As for your SAFETY remark:

No that is not entirely correct.
Helicopters also have a death zone of the same distances, many helicopters have gone down because of the inertia of the rotorblades decreasing too soon in those margins causing it to fly under the power curve.
The pilot is just a sitting duck at that point.

Thats why EVTOLS and electric craft are safer than ICE craft. It has multiple redundancies, in a split second a redundant motor takes over, causing an eventless save of the aircraft.

Doesn't matter if airplanes can glide, if there is no airport, the outcome is usually fatal.

KISS: Keep It Simply Stupid = Safety. That’s also good for business. Of course: Indeed thats why EVTOL's is clearly the ultimate winner, no complex mechanical moving parts, pipes, complex fuel systems, maintenance prone mechanics.
Simply a solid state like motor with 2 bearings. The brilliance in this concept can never be underestimated ! And will completely take over in every conceivable for in the medium to long term future.
dan
Hi Towerman, thanks for your reply! I like your enthusiasm for technological progress!

I stick to the numbers: Batteries are not competitive in aviation for eVTOL-applications, this decade at least. Please read my example - and in particular for an eVTOL, the same battery would be at least twice as heavy, e.g. 7200 lb.

E.M. has done a great job. I love his visionary mind and action (TESLA, SpaceX etc.), but aviation is different to cars (power demand, safety issues etc.). And “no”, TESLA batteries are not the jump needed. They may have improved a 50 % - what is great, but eVTOLs need an improvement of 5’000 % and that is just physics/math. Sorry, that will not happen not even in laboratories near soon!

The transition from normal flight to auto-rotation is for a helicopter pilot a delicate task and yes, depending on type and skills, there is a small death zone also for helicopters. That’s why gyrocopters are really cool, as they always already fly in auto-rotation. Very safe, very simple and affordable. And gyrocopters can land within a few feet, nearly anywhere, unlike an airplane that would be in trouble without an airport, you’re right.

Most eVTOLs are mechanically less complex, sure. To “compensate” a bird strike or power loss within a fraction of time, redundancy/a lot of reserve thrust, and powerful IT/software are needed. This is costly and certifying software is a true nightmare, ask Boeing with its 737 MAX. So, looking at an eVTOL, they are not simple, they are extremely complex!
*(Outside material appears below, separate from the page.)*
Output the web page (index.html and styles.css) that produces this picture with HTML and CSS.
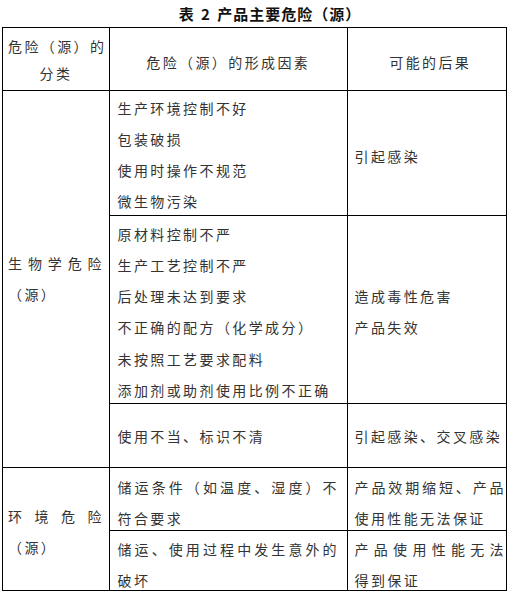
FILE: index.html
```html
<!DOCTYPE html>
<html lang="zh-CN">
<head>
<meta charset="utf-8">
<title>表 2 产品主要危险（源）</title>
<link rel="stylesheet" href="styles.css">
</head>
<body>
<div class="page">
  <h1 class="title">表 2 产品主要危险（源）</h1>
  <div class="risk">
    <div class="cell cat head-cat"><span class="full">危险（源）的</span><span class="ln center">分类</span></div>
    <div class="cell factor head">危险（源）的形成因素</div>
    <div class="cell result head">可能的后果</div>

    <div class="cell cat bio"><span class="full">生物学危险</span><span class="ln">（源）</span></div>
    <div class="cell factor row-a"><span class="ln">生产环境控制不好</span><span class="ln">包装破损</span><span class="ln">使用时操作不规范</span><span class="ln">微生物污染</span></div>
    <div class="cell result row-a-res"><span class="ln">引起感染</span></div>

    <div class="cell factor row-b"><span class="ln">原材料控制不严</span><span class="ln">生产工艺控制不严</span><span class="ln">后处理未达到要求</span><span class="ln">不正确的配方（化学成分）</span><span class="ln">未按照工艺要求配料</span><span class="ln">添加剂或助剂使用比例不正确</span></div>
    <div class="cell result row-b-res"><span class="ln">造成毒性危害</span><span class="ln">产品失效</span></div>

    <div class="cell factor row-c"><span class="ln">使用不当、标识不清</span></div>
    <div class="cell result row-c"><span class="ln">引起感染、交叉感染</span></div>

    <div class="cell cat env"><span class="full">环境危险</span><span class="ln">（源）</span></div>
    <div class="cell factor row-d"><span class="full">储运条件（如温度、湿度）不</span><span class="ln">符合要求</span></div>
    <div class="cell result row-d"><span class="full">产品效期缩短、产品</span><span class="ln">使用性能无法保证</span></div>

    <div class="cell factor row-e"><span class="full">储运、使用过程中发生意外的</span><span class="ln">破坏</span></div>
    <div class="cell result row-e"><span class="full">产品使用性能无法</span><span class="ln">得到保证</span></div>
  </div>
</div>
</body>
</html>
```
FILE: styles.css
```css
html, body {
  margin: 0;
  padding: 0;
  background: #fff;
}

body {
  font-family: "Noto Sans CJK SC", "Noto Sans", sans-serif;
  color: #333;
}

.page {
  width: 512px;
  padding-left: 2px;
  box-sizing: border-box;
}

.title {
  margin: 0;
  height: 27px;
  line-height: 28px;
  font-size: 15px;
  font-weight: bold;
  letter-spacing: 1px;
  word-spacing: 2px;
  text-align: center;
  text-indent: 26px;
  color: #111;
}

.risk {
  display: grid;
  width: 503px;
  grid-template-columns: 106px 237px 158px;
  grid-template-rows: 62px 124px 187px 63px 62px 59px;
  gap: 1px;
  background: #000;
  border: 1px solid #000;
}

.cell {
  background: #fff;
  font-size: 14px;
  line-height: 31.3px;
  letter-spacing: 2.4px;
  overflow: visible;
  min-width: 0;
  min-height: 0;
}

.ln {
  display: block;
  white-space: nowrap;
}

.full {
  display: block;
  white-space: nowrap;
  text-align: justify;
  text-align-last: justify;
}

.center {
  text-align: center;
}

.cat {
  padding: 0 5px 0 5px;
}

.factor {
  padding: 0 8px 0 7.5px;
}

.result {
  padding: 0 0 0 6.5px;
}

.head-cat {
  padding-top: 5px;
  line-height: 27px;
}

.head {
  padding-top: 19px;
  text-align: center;
}

.bio {
  grid-row: span 3;
  padding-top: 157px;
}

.env {
  grid-row: span 2;
  padding-top: 33px;
}

.row-a { padding-top: 1.5px; }
.row-a-res { padding-top: 49.5px; }
.row-b { padding-top: 2.5px; }
.row-b-res { padding-top: 64.5px; }
.row-c { padding-top: 16.5px; }
.row-d { padding-top: 3.5px; }
.row-e { padding-top: 2.5px; }
```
That’s why e.g. eVTOL-Lilium-team have spent $ 100 m and they are looking for another half a billion $ (!) to make it fly! So, it may look simple but actually it is very capital demanding and complex. It is quickly said “a redundant motor takes over”, but in real aviation, it is a very high goal. In consequence, a return of investment within the next couple of years (as promised by some eVOTL companies) are equally safe as investments in the flux capacitor. I like your enthusiasm but pairing it with some numbers may safe (your) money.